Directive
Your output must be the lines below from the line containing "Give me the" to the line containing "export default App;", both lines included, reproduced exactly and without pictures.

** START OF Material **

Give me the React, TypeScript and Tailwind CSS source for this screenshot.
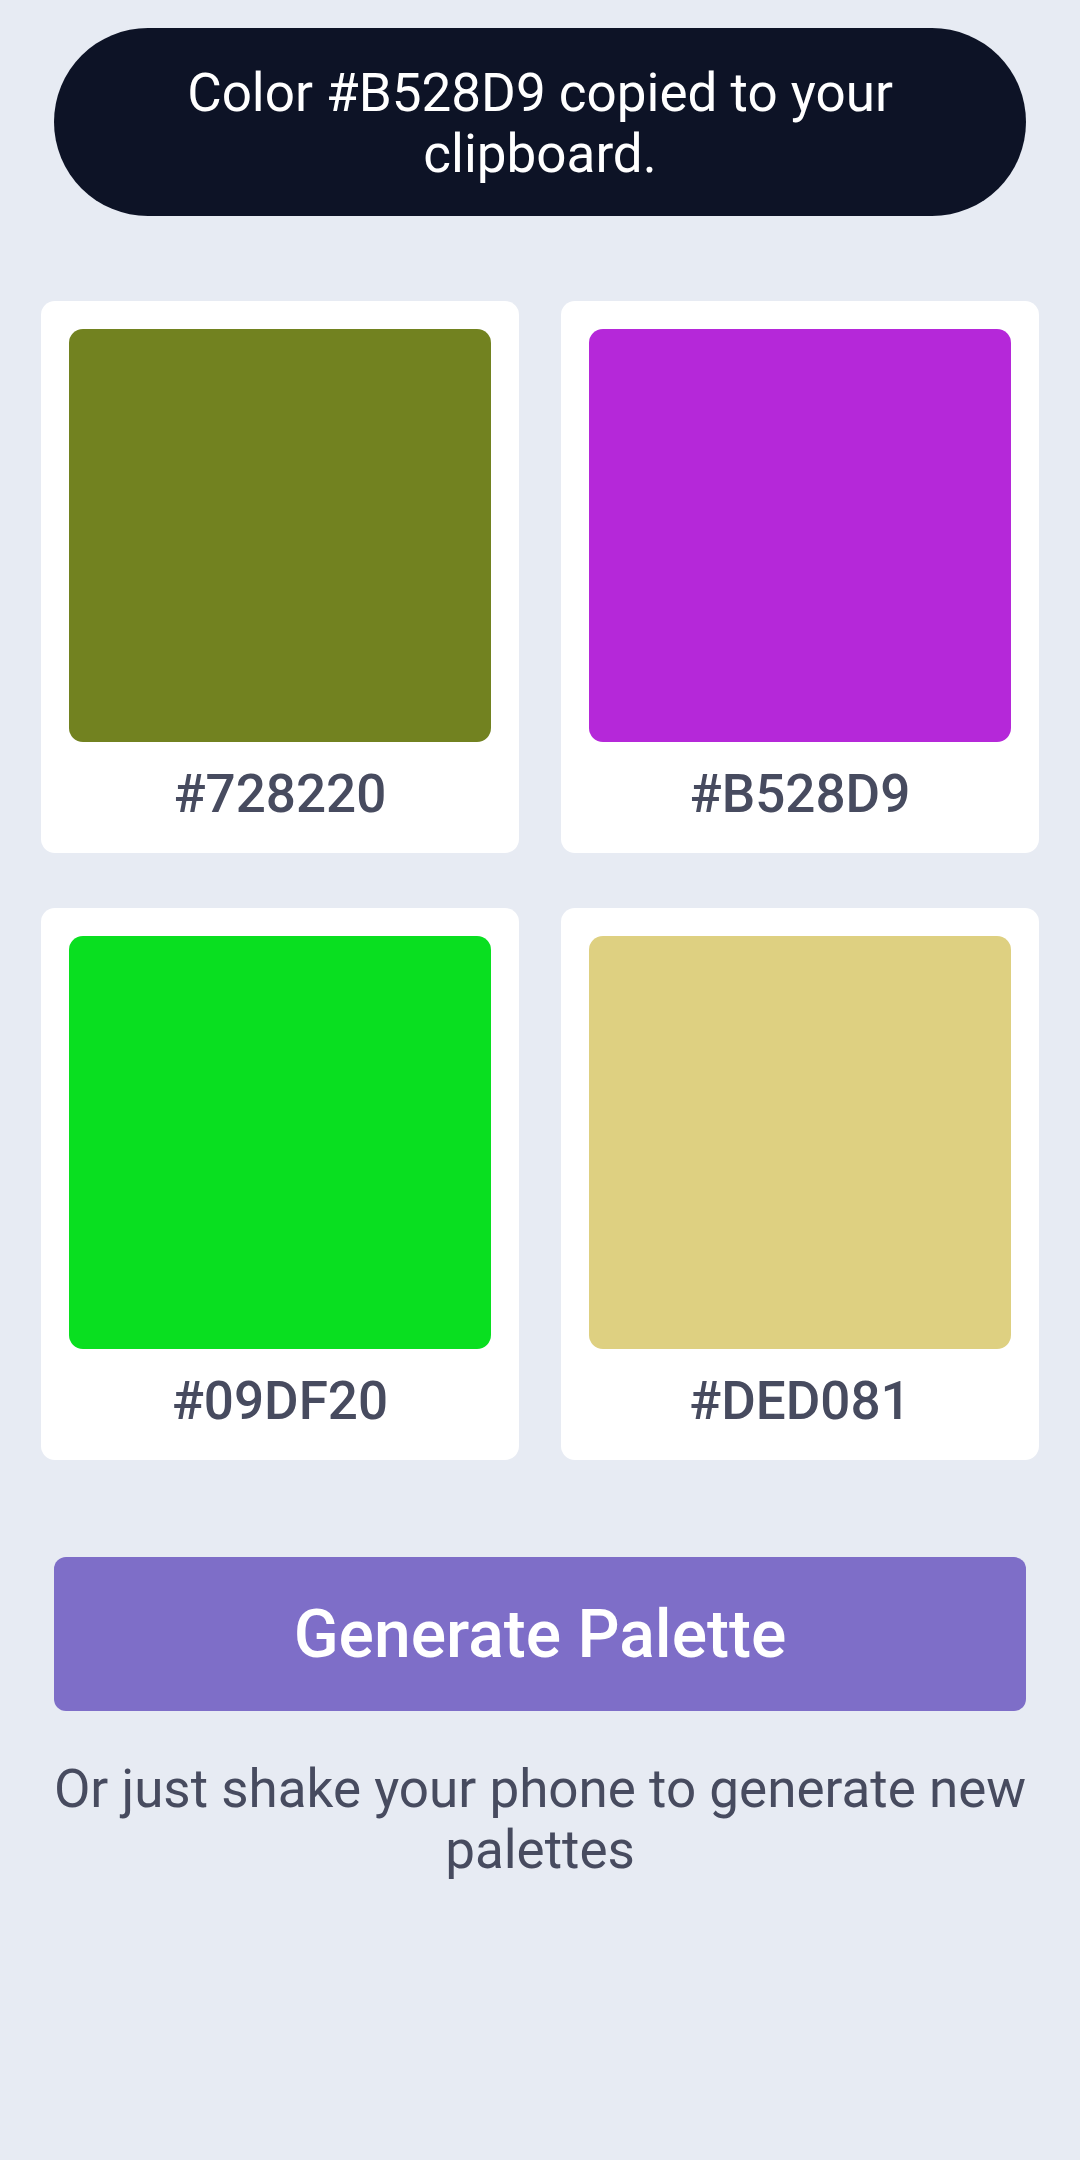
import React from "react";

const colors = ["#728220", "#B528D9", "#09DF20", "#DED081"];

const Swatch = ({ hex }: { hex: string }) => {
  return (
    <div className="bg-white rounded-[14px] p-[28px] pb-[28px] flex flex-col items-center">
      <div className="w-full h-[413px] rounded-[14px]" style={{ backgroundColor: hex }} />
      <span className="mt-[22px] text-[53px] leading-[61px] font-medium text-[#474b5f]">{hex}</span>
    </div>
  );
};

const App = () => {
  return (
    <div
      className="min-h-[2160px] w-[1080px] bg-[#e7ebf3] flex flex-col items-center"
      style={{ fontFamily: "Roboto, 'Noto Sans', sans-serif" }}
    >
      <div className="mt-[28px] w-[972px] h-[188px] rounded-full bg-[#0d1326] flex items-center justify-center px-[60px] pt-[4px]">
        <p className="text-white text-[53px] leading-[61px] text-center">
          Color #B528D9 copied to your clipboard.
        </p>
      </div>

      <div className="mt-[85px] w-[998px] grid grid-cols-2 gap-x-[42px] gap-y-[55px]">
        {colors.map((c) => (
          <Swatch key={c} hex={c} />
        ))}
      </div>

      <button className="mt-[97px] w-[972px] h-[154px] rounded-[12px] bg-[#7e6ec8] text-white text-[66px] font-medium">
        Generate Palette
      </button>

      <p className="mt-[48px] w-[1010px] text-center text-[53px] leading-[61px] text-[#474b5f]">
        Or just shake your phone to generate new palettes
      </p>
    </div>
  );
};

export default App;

** END OF Material **
** START OF Material **

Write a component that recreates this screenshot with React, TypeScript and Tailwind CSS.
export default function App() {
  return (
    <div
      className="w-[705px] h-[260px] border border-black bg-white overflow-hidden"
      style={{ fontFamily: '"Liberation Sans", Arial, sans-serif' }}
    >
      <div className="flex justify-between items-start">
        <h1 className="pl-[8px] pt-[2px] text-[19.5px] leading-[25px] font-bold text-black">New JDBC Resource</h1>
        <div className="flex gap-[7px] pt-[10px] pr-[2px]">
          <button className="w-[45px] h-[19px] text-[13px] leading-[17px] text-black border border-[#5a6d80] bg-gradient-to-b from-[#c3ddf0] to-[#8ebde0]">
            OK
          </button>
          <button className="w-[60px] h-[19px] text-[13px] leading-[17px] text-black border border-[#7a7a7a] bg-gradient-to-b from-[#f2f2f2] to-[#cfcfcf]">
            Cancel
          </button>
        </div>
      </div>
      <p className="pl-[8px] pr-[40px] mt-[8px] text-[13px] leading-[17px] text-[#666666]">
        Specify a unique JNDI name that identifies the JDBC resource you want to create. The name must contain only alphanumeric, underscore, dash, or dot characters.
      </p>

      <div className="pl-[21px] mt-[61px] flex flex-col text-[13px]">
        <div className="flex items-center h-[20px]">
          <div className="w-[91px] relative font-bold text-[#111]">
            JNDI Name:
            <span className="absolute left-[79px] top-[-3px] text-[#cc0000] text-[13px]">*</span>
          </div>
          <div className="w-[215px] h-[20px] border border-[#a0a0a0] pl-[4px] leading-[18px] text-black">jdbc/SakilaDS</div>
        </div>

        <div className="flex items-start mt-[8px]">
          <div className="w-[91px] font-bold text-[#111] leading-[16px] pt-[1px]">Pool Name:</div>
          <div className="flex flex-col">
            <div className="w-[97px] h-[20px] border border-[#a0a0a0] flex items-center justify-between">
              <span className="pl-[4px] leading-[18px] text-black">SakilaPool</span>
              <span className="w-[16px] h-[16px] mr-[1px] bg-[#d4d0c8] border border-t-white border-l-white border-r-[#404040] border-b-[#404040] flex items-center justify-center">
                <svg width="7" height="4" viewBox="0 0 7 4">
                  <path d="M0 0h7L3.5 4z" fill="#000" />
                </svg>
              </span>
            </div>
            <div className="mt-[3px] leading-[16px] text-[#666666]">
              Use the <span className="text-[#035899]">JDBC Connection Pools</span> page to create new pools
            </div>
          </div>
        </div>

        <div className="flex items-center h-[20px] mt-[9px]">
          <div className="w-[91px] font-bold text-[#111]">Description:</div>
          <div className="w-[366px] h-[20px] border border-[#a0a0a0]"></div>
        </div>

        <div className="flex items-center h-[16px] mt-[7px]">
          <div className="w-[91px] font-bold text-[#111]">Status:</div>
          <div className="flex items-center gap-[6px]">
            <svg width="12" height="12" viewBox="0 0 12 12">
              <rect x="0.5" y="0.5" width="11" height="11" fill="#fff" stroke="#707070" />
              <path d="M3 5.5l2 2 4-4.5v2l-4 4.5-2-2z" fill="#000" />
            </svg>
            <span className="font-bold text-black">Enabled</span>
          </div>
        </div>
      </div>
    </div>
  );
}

** END OF Material **

Exercise result
Give me the React, TypeScript and Tailwind CSS source for this screenshot.
import React from "react";

const colors = ["#728220", "#B528D9", "#09DF20", "#DED081"];

const Swatch = ({ hex }: { hex: string }) => {
  return (
    <div className="bg-white rounded-[14px] p-[28px] pb-[28px] flex flex-col items-center">
      <div className="w-full h-[413px] rounded-[14px]" style={{ backgroundColor: hex }} />
      <span className="mt-[22px] text-[53px] leading-[61px] font-medium text-[#474b5f]">{hex}</span>
    </div>
  );
};

const App = () => {
  return (
    <div
      className="min-h-[2160px] w-[1080px] bg-[#e7ebf3] flex flex-col items-center"
      style={{ fontFamily: "Roboto, 'Noto Sans', sans-serif" }}
    >
      <div className="mt-[28px] w-[972px] h-[188px] rounded-full bg-[#0d1326] flex items-center justify-center px-[60px] pt-[4px]">
        <p className="text-white text-[53px] leading-[61px] text-center">
          Color #B528D9 copied to your clipboard.
        </p>
      </div>

      <div className="mt-[85px] w-[998px] grid grid-cols-2 gap-x-[42px] gap-y-[55px]">
        {colors.map((c) => (
          <Swatch key={c} hex={c} />
        ))}
      </div>

      <button className="mt-[97px] w-[972px] h-[154px] rounded-[12px] bg-[#7e6ec8] text-white text-[66px] font-medium">
        Generate Palette
      </button>

      <p className="mt-[48px] w-[1010px] text-center text-[53px] leading-[61px] text-[#474b5f]">
        Or just shake your phone to generate new palettes
      </p>
    </div>
  );
};

export default App;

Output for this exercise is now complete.